The truth about performing when you are not a professional.
It is, what it is.
(The adult peasants gather before the show. “Hey Prince, Heeeey!”)
These are my pictures to show that I was there and that it happened. I’m so grateful for the opportunity to be able to have the experience. As someone who always preferred to be stage crew, to have the awakening so late in life and have any opportunity to be in a ballet production not once but twice is truly incredible.
(Eyana and I practice longing eyes hoping for the Prince to look at us.)
I do it because I enjoy it, I really do. I have this unique life after the doldrums of my work day that not a lot of people get or will ever get to do. When people ask how my weekend was at the water cooler, I get to say, “The performance of Copellia I danced in was really fun. We danced well.”
I do it because every time is something totally new. I am always surprised. Life while I’m doing this is never dull. We aren’t making art, we are making an experience, that is, what it is.

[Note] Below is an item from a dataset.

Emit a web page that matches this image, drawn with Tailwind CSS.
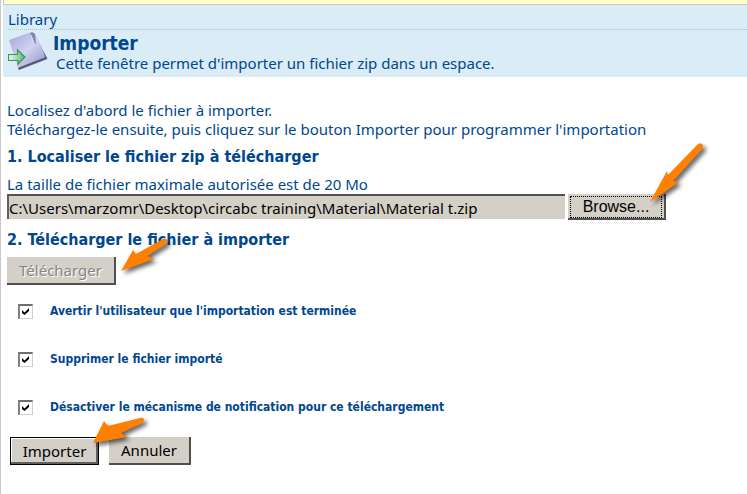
<!DOCTYPE html>
<html lang="fr">
<head>
<meta charset="utf-8">
<meta name="viewport" content="width=device-width, initial-scale=1">
<title>Importer</title>
<script src="https://cdn.jsdelivr.net/npm/@tailwindcss/browser@4"></script>
</head>
<body class="min-h-screen bg-white font-['Noto_Sans','DejaVu_Sans',sans-serif] text-[15px] leading-[19px] text-[#00478f]">
<div class="min-h-screen border-l border-[#c8c8c8] pl-[2px]">
  <div class="h-[5px] border-b border-l border-[#c8c8c8] bg-[#ffffcc]"></div>
  <header class="bg-[#daecf6] pt-[5px] pl-[5px] pb-px">
    <p class="border-b border-dotted border-[#b4c4cc]">Library</p>
    <div class="flex gap-[5px]">
      <svg class="mt-px h-10 w-10 shrink-0" viewBox="0 0 40 40" aria-hidden="true">
        <defs>
          <linearGradient id="sheet" x1="0" y1="0" x2="1" y2="1"><stop offset="0" stop-color="#a5a4d8"/><stop offset=".5" stop-color="#d0d1f3"/><stop offset="1" stop-color="#9292b8"/></linearGradient>
          <linearGradient id="go" x1="0" y1="0" x2="1" y2="0"><stop offset="0" stop-color="#effaf0"/><stop offset="1" stop-color="#54b86f"/></linearGradient>
          <filter id="soft"><feGaussianBlur stdDeviation=".6"/></filter>
        </defs>
        <path d="M2 10 26 2 39.500 28 11 39Z" fill="#74749b" filter="url(#soft)"/>
        <path d="M1 9 23 1 27 3 38 26 10 37Z" fill="url(#sheet)"/>
        <path d="M10 37 37 26.500 36 21 39 27.500 11 38.500Z" fill="#55557c"/>
        <path d="M22 3 24 1 27 3 28 13 26 12Z" fill="#8586b0"/>
        <path d="M23 4 26 12" stroke="#e6e6ff"/>
        <path d="M.5 23.500H9.500V19L17 26 10 33V29.500H.5Z" fill="url(#go)" stroke="#38975a" stroke-width="1.200"/>
      </svg>
      <div class="pt-[2px]">
        <h1 class="font-['DejaVu_Sans_Condensed','DejaVu_Sans',sans-serif] text-[19px] leading-[22px] font-bold">Importer</h1>
        <p class="pl-[3px] pb-[3px]">Cette fenêtre permet d'importer un fichier zip dans un espace.</p>
      </div>
    </div>
  </header>
  <main class="pt-6 pl-1">
    <p>Localisez d'abord le fichier à importer.<br>Téléchargez-le ensuite, puis cliquez sur le bouton Importer pour programmer l'importation</p>
    <h2 class="mt-2 font-['DejaVu_Sans_Condensed','DejaVu_Sans',sans-serif] text-[16px] font-bold">1. Localiser le fichier zip à télécharger</h2>
    <label for="file" class="mt-[9px] block">La taille de fichier maximale autorisée est de 20 Mo</label>
    <div class="relative flex w-fit max-w-full items-start gap-[3px]">
      <input id="file" type="text" readonly value="C:\Users\marzomr\Desktop\circabc training\Material\Material t.zip" class="h-[25px] w-[558px] min-w-0 border-t-2 border-l-2 border-t-[#505050] border-l-[#606060] bg-[#d4d0c8] text-black outline-none">
      <button type="button" class="h-[26px] w-[98px] shrink-0 border-r-2 border-b-2 border-[#505050] bg-[#d4d0c8] p-[2px] font-['Liberation_Sans',sans-serif] text-[16px] leading-[20px] text-black"><span class="block border border-dotted border-black">Browse...</span></button>
      <svg class="pointer-events-none absolute -top-[54px] -right-[46px] h-[66px] w-[66px] overflow-visible" viewBox="0 0 66 66" aria-hidden="true">
        <path d="M4 62 21 31 22 35 51 5Q54 2 56 4 58 6 56 9L27 41 33 42Z" fill="#ff8000" class="drop-shadow-[3px_3px_2px_rgba(0,0,0,0.6)]"/>
      </svg>
    </div>
    <h2 class="mt-[10px] font-['DejaVu_Sans_Condensed','DejaVu_Sans',sans-serif] text-[16px] font-bold">2. Télécharger le fichier à importer</h2>
    <div class="relative mt-2 w-fit">
      <button type="button" disabled class="block h-7 w-[109px] border-r-2 border-b-2 border-[#505050] bg-[#d4d0c8] text-[#858585] [text-shadow:1px_1px_0_white]">Télécharger</button>
      <svg class="pointer-events-none absolute -top-[19px] left-[112px] h-9 w-[50px] overflow-visible" viewBox="0 0 50 36" aria-hidden="true">
        <path d="M2 33 14 12 17 16 44 1Q47 0 48 2 49 4 47 6L28 18 35 21Z" fill="#ff8000" class="drop-shadow-[3px_3px_2px_rgba(0,0,0,0.6)]"/>
      </svg>
    </div>
    <div class="mt-[17px] flex flex-col gap-[29px] pl-[11px] font-['DejaVu_Sans_Condensed','DejaVu_Sans',sans-serif] text-[12px] font-bold">
      <label class="flex items-center gap-[17px]"><span class="grid"><input type="checkbox" checked class="peer col-start-1 row-start-1 size-[15px] appearance-none border border-t-2 border-l-2 border-t-[#707070] border-l-[#808080] border-r-[#d4d0c8] border-b-[#d4d0c8] bg-white"><svg class="pointer-events-none col-start-1 row-start-1 size-[15px] opacity-0 peer-checked:opacity-100" viewBox="0 0 15 15" aria-hidden="true"><path d="M4 6 6.500 8.500 11 4V7L6.500 11 4 9Z"/></svg></span>Avertir l'utilisateur que l'importation est terminée</label>
      <label class="flex items-center gap-[17px]"><span class="grid"><input type="checkbox" checked class="peer col-start-1 row-start-1 size-[15px] appearance-none border border-t-2 border-l-2 border-t-[#707070] border-l-[#808080] border-r-[#d4d0c8] border-b-[#d4d0c8] bg-white"><svg class="pointer-events-none col-start-1 row-start-1 size-[15px] opacity-0 peer-checked:opacity-100" viewBox="0 0 15 15" aria-hidden="true"><path d="M4 6 6.500 8.500 11 4V7L6.500 11 4 9Z"/></svg></span>Supprimer le fichier importé</label>
      <label class="flex items-center gap-[17px]"><span class="grid"><input type="checkbox" checked class="peer col-start-1 row-start-1 size-[15px] appearance-none border border-t-2 border-l-2 border-t-[#707070] border-l-[#808080] border-r-[#d4d0c8] border-b-[#d4d0c8] bg-white"><svg class="pointer-events-none col-start-1 row-start-1 size-[15px] opacity-0 peer-checked:opacity-100" viewBox="0 0 15 15" aria-hidden="true"><path d="M4 6 6.500 8.500 11 4V7L6.500 11 4 9Z"/></svg></span>Désactiver le mécanisme de notification pour ce téléchargement</label>
    </div>
    <div class="relative mt-5 flex w-fit gap-[10px] pl-[3px] text-black">
      <button type="submit" class="h-7 w-[89px] border border-black bg-[#d4d0c8] shadow-[inset_-2px_-2px_0_#606060,inset_1px_1px_0_white]">Importer</button>
      <button type="button" class="h-7 w-[82px] border-r-2 border-b-2 border-[#505050] bg-[#d4d0c8]">Annuler</button>
      <svg class="pointer-events-none absolute -top-[20px] left-[84px] h-7 w-[54px] overflow-visible" viewBox="0 0 54 28" aria-hidden="true">
        <path d="M2 26 13 4 17 9 49 1Q53 0 53 3 53 5 51 6L30 16 36 20Z" fill="#ff8000" class="drop-shadow-[3px_3px_2px_rgba(0,0,0,0.6)]"/>
      </svg>
    </div>
  </main>
</div>
</body>
</html>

So what is it? Like the peasants in the chorus, vying for the attention of the prince, guess what, you can swish your skirts around all you want, but the prince aint looking at any of you. He only wants the lady in the tutu. The real tutu. The prima tutu. To put that in context, adult and teen dancers on stage look out, the only people in the audience are the parents of the children in the 3 to 5 age ballet group. And those little ones are the ones we are currently trying not to kick in the head while we Piqué spin.
The audience doesn’t care if you missed your queue, your spot, or your turn. They will only care about what you are dancing if you actually do kick their kid in the head. Just please get off the stage with out kicking the adorable saint of a child quickly so they can see their kid in the sweet moment of snow flake special stardom and get the hell out of there into the comfort of their home so they can eat. (And in perfect honesty, some of those special snowflake kids were the best thing that happened on stage. Possibility of them doing something actually choreographed, 50%.)
We all want it to be the best thing in the world and for everything and every one to go right but it can’t and they won’t. To put in maximum effort and get maximum return is not the norm in this amateur world. In fact if you put in maximum effort, the realistic expectation should be, minimum return. You did your best and that’s the only thing you can be responsible for. There is no reason to be unreasonable about anything…
…because you can’t be responsible for the two people who decided to drop out at the last moment or for the decisions that get made or for people who come through when they shouldn’t. (And I mean that in both a good and bad way.) You can’t be responsible for the people who cry or can’t control their nerves in a constructive way or people who didn’t practice enough to remember the steps or their place on the stage…
You can’t take it seriously, you just can’t, the gossip fodder alone is just too tasty. In this crucible you have to take the good from where you can. The unexpected friendships that happen (the people who show up and represent for themselves are the people who you can count on in life), the opportunity granted (for some this is a second chance or a dream fulfilled), the moment of completion, the feeling of accomplishment and the individual growth that make us better people.
It is, what it is. Let it be good. Let it be great.